With all of the hullabaloo surrounding the hyper-real depiction of slavery in Quentin Tarantino’s latest film Django Unchained, most people have probably not heard about what’s actually most shocking about the director’s latest — fantastic — movie: It’s a love story.

In the two decades that Tarantino has been making films, he’s had Mexican stand-offs, slick-talking gangsters, revenge plots and ultra-violence in spades. But with the possible exception of True Romance, love stories have never really been Tarantino’s thing. With Django Unchained, though, he has all the stand-offs and revenge you’ve come to expect, but still manages to turn the story into a romantic tear-jerker. Who knew he had it in him?

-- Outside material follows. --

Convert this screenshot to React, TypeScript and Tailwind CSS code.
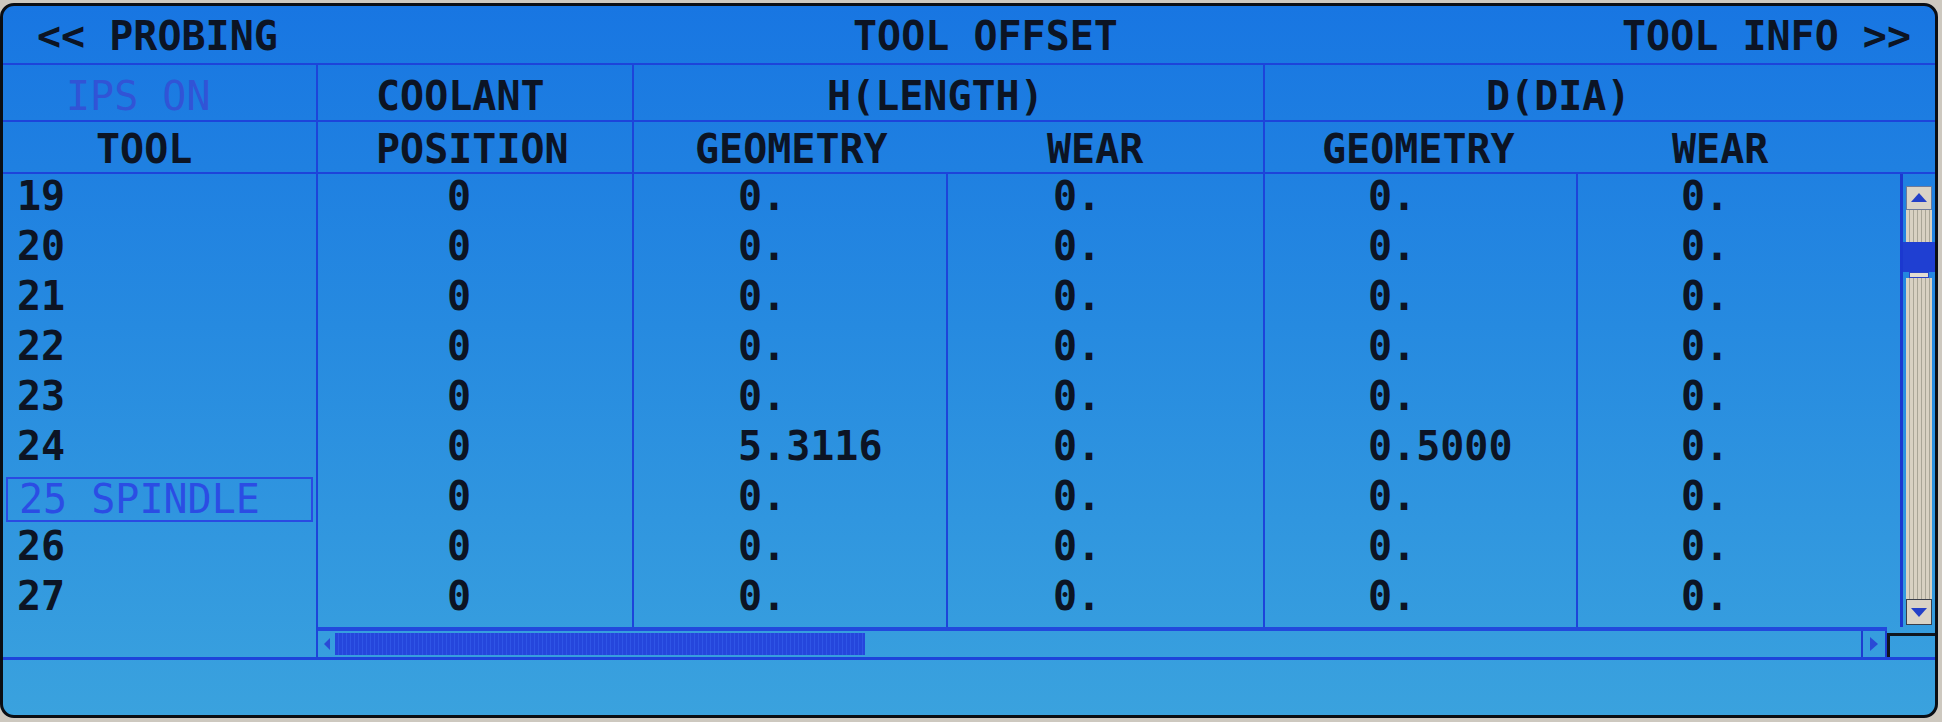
const mono = "font-['DejaVu_Sans_Mono','Liberation_Mono',monospace]"

type Row = { tool: string; note?: string; coolant: string; hg: string; hw: string; dg: string; dw: string }

const rows: Row[] = [
  { tool: '19', coolant: '0', hg: '0.', hw: '0.', dg: '0.', dw: '0.' },
  { tool: '20', coolant: '0', hg: '0.', hw: '0.', dg: '0.', dw: '0.' },
  { tool: '21', coolant: '0', hg: '0.', hw: '0.', dg: '0.', dw: '0.' },
  { tool: '22', coolant: '0', hg: '0.', hw: '0.', dg: '0.', dw: '0.' },
  { tool: '23', coolant: '0', hg: '0.', hw: '0.', dg: '0.', dw: '0.' },
  { tool: '24', coolant: '0', hg: '5.3116', hw: '0.', dg: '0.5000', dw: '0.' },
  { tool: '25', note: 'SPINDLE', coolant: '0', hg: '0.', hw: '0.', dg: '0.', dw: '0.' },
  { tool: '26', coolant: '0', hg: '0.', hw: '0.', dg: '0.', dw: '0.' },
  { tool: '27', coolant: '0', hg: '0.', hw: '0.', dg: '0.', dw: '0.' },
]

function Cell({ pad, children, last }: { pad: string; children?: React.ReactNode; last?: boolean }) {
  return (
    <div className={`flex items-center h-full ${pad} ${last ? '' : 'border-r-2 border-[#1d44da]'}`}>
      {children}
    </div>
  )
}

const track =
  'bg-[repeating-linear-gradient(90deg,#d8d1c2_0px,#d8d1c2_3px,#a9a596_3px,#a9a596_4px)]'

function VScroll() {
  return (
    <div className="w-[35px] flex flex-col pt-[12px] pb-[2px] border-l-[3px] border-[#1b38cf]">
      <div className="h-[24px] mx-[3px] bg-[#d9d3c6] border border-[#6c7a9a] flex items-center justify-center">
        <svg width="20" height="12" viewBox="0 0 20 12">
          <path d="M10 1 L18 10 L2 10 Z" fill="#2340c8" />
        </svg>
      </div>
      <div className={`h-[32px] mx-[3px] ${track}`} />
      <div className="h-[30px] bg-[#1f3fd2]" />
      <div className="h-[6px] mx-[6px] bg-[#e2ddd2] border border-[#2a44c8]" />
      <div className={`flex-1 mx-[3px] ${track}`} />
      <div className="h-[26px] mx-[3px] bg-[#d9d3c6] border border-[#3b3f4a] flex items-center justify-center">
        <svg width="20" height="12" viewBox="0 0 20 12">
          <path d="M2 2 L18 2 L10 11 Z" fill="#2340c8" />
        </svg>
      </div>
    </div>
  )
}

export default function App() {
  return (
    <div className="w-[1942px] h-[722px] bg-[#cdc8bf] pt-[3px] pr-[4px] pb-[4px] overflow-hidden">
      <div
        className={`h-full rounded-[14px] border-[3px] border-[#0a0e14] overflow-hidden flex flex-col bg-[linear-gradient(180deg,#1876e2_0%,#268ae0_45%,#3aa2de_100%)] text-[#0c1424] ${mono}`}
      >
        {/* title row */}
        <div className="h-[59px] shrink-0 flex items-center border-b-2 border-[#1d44da] text-[40px] font-bold leading-none pt-[2px]">
          <div className="w-[850px] pl-[34px]">&lt;&lt; PROBING</div>
          <div>TOOL OFFSET</div>
          <div className="flex-1 flex justify-end pr-[24px]">TOOL INFO &gt;&gt;</div>
        </div>

        {/* group header */}
        <div className="h-[57px] shrink-0 grid grid-cols-[315px_316px_631px_1fr] border-b-2 border-[#1d44da] text-[40px] font-bold leading-none">
          <Cell pad="pl-[63px] pt-[6px]">
            <span className="font-normal text-[#3154d6]">IPS ON</span>
          </Cell>
          <Cell pad="pl-[58px] pt-[6px]">COOLANT</Cell>
          <Cell pad="pl-[193px] pt-[6px]">H(LENGTH)</Cell>
          <Cell pad="pl-[221px] pt-[6px]" last>
            D(DIA)
          </Cell>
        </div>

        {/* column header */}
        <div className="h-[52px] shrink-0 grid grid-cols-[315px_316px_631px_1fr] border-b-2 border-[#1d44da] text-[40px] font-bold leading-none">
          <Cell pad="pl-[93px] pt-[4px]">TOOL</Cell>
          <Cell pad="pl-[58px] pt-[4px]">POSITION</Cell>
          <div className="grid grid-cols-[314px_1fr] border-r-2 border-[#1d44da] pt-[4px]">
            <div className="flex items-center pl-[61px]">GEOMETRY</div>
            <div className="flex items-center pl-[99px]">WEAR</div>
          </div>
          <div className="grid grid-cols-[313px_1fr] pt-[4px]">
            <div className="flex items-center pl-[57px]">GEOMETRY</div>
            <div className="flex items-center pl-[94px]">WEAR</div>
          </div>
        </div>

        {/* data rows + vertical scrollbar */}
        <div className="h-[453px] shrink-0 flex">
          <div className="w-[1862px] grid grid-cols-[315px_316px_314px_317px_313px_1fr] auto-rows-[50px] text-[40px] font-bold leading-none">
            {rows.map((r) => (
              <div key={r.tool} className="contents">
                <div className="h-full border-r-2 border-[#1d44da] flex items-center">
                  {r.note ? (
                    <div className="mx-[3px] mt-[3px] mb-[2px] h-[45px] w-full border-2 border-[#2a4ae2] flex items-center pl-[11px] pb-[2px] font-normal text-[#2b4de4]">
                      {r.tool} {r.note}
                    </div>
                  ) : (
                    <span className="pl-[14px] pb-[6px]">{r.tool}</span>
                  )}
                </div>
                <Cell pad="pl-[129px] pb-[6px]">{r.coolant}</Cell>
                <Cell pad="pl-[104px] pb-[6px]">{r.hg}</Cell>
                <Cell pad="pl-[105px] pb-[6px]">{r.hw}</Cell>
                <Cell pad="pl-[103px] pb-[6px]">{r.dg}</Cell>
                <Cell pad="pl-[103px] pb-[6px]" last>
                  {r.dw}
                </Cell>
              </div>
            ))}
            <div className="h-[3px] border-r-2 border-[#1d44da]" />
            <div className="h-[3px] border-r-2 border-[#1d44da]" />
            <div className="h-[3px] border-r-2 border-[#1d44da]" />
            <div className="h-[3px] border-r-2 border-[#1d44da]" />
            <div className="h-[3px] border-r-2 border-[#1d44da]" />
          </div>
          <div className="flex-1" />
          <VScroll />
        </div>

        {/* horizontal scrollbar */}
        <div className="h-[33px] shrink-0 flex border-b-[3px] border-[#1d44da]">
          <div className="w-[315px] border-r-2 border-[#1d44da]" />
          <div className="w-[1569px] flex border-t-4 border-[#2249dc]">
            <div className="w-[17px] flex items-center justify-center">
              <svg width="8" height="14" viewBox="0 0 8 14">
                <path d="M7 1 L1 7 L7 13 Z" fill="#2a4ad6" />
              </svg>
            </div>
            <div className="w-[530px] my-[2px] bg-[repeating-linear-gradient(90deg,#2546dc_0px,#2546dc_3px,#2f55e6_3px,#2f55e6_4px)]" />
            <div className="flex-1" />
            <div className="w-[26px] border-l-2 border-r-2 border-[#1d3ccf] flex items-center justify-center">
              <svg width="10" height="16" viewBox="0 0 10 16">
                <path d="M1 1 L9 8 L1 15 Z" fill="#2a4ad6" />
              </svg>
            </div>
          </div>
          <div className="flex-1 border-t-[3px] border-l-[3px] border-[#10161f] mt-[6px]" />
        </div>

        <div className="flex-1" />
      </div>
    </div>
  )
}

But let’s back up. The R-rated Django Unchained, which opens Tuesday, is still a tried-and-true Tarantino flick. Set in the South in the 1850s, the director’s version of a Spaghetti Western opens with Dr. King Schultz (Christoph Waltz, who is clearly looking to one-up his Oscar-winning performance in Inglourious Basterds) bloodily “negotiating” the purchase of a slave named Django (fellow Oscar winner Jamie Foxx) from a pair of bumbling traders because the young man can help him find a trio of brothers with bounties on their heads.

(Spoiler alert: Minor plot points to follow.)

After purchasing Django, the German-born Schultz takes him to a nearby town and explains that if Django helps him find the Brittle brothers he will grant him his freedom and share the bounty. But after Schultz learns that Django will use his freedom to rescue his wife Broomhilda (Kerry Washington) from a plantation (later discovered to be that of Calvin Candie, a diabolical Leonardo DiCaprio), Schultz asks that they team up to spend the winter collecting bounties with the intent of going to retrieve Broomhilda together in the spring.

That’s the set-up, and what follows is nothing less than one of Tarantino’s best efforts. The brutal indignities of slavery and racism in the Antebellum South aren’t exactly easy things to turn into entertainment, but Tarantino’s gift is finding unlikely protagonists – and here he’s found two. Unchained may be about a man’s quest to reunite with his wife, but the relationship between Schultz and Django is the movie’s true love story. (You thought it was going to be the one about saving the girl? It’s that too, but only in the last act. You’ll see.)

Schultz finds slavery absolutely abhorrent and takes the role of liberator earnestly. (The moment when he tells Django he won’t let him go onto Candie’s plantation – Candyland – alone because he feels responsible for the man’s safety might be the most touching exchange the director has ever put on screen.) Waltz and Foxx are in step from the outset, and their banter is classic Tarantino, from the moment the German teaches his apprentice about the “flesh for cash” business of bounty hunting to the moment they execute their gambit at Candyland.

If you liked Waltz’s sinister Nazi act in Basterds you’ll love his turn as a good German here, with a winking tone that levels idiotic plantation owners and outsmarts everyone he encounters. And Foxx’s ease with his character’s arc from slightly gun-shy and contemplative accomplice to gun-slinging badass is fantastic.

The duo is so dynamic that its only competition is the singularly blood-chilling performance of DiCaprio. He’s played tough guys before — The Departed comes to mind – but not so much bad guys. Tarantino has opened up a wicked floodgate in the actor, transforming him into one of the most ruthless characters of his career. As the head of the Candyland plantation, Calvin Candie is already running an inhumane operation, but as one of the top players in the “Mandingo fighting” game (essentially death matches between slaves) he’s undoubtedly the most despicable character DiCaprio has ever embodied.

To say what happens when these two forces — along with with a brilliant Samuel L. Jackson as Candie’s house slave and Kerry Washington as Django’s long-lost wife — collide would be too much. But suffice to say, what’s in the trailer is barely a taste. As with Basterds, Tarantino is on a revenge streak to cinematically right the wrongs of now the last two centuries. By couching his denunciation of slavery in both a buddy picture and a man’s quest to save his princess, he has made his movie more than just another tale of bloody comeuppance. He’s given it heart.

WIRED Second-to-none performances; whip-smart dialogue; fantastic bromance between Waltz and Foxx; wonderful twist on gun-slinging Westerns; classic Tarantino dialogue and soundtrack.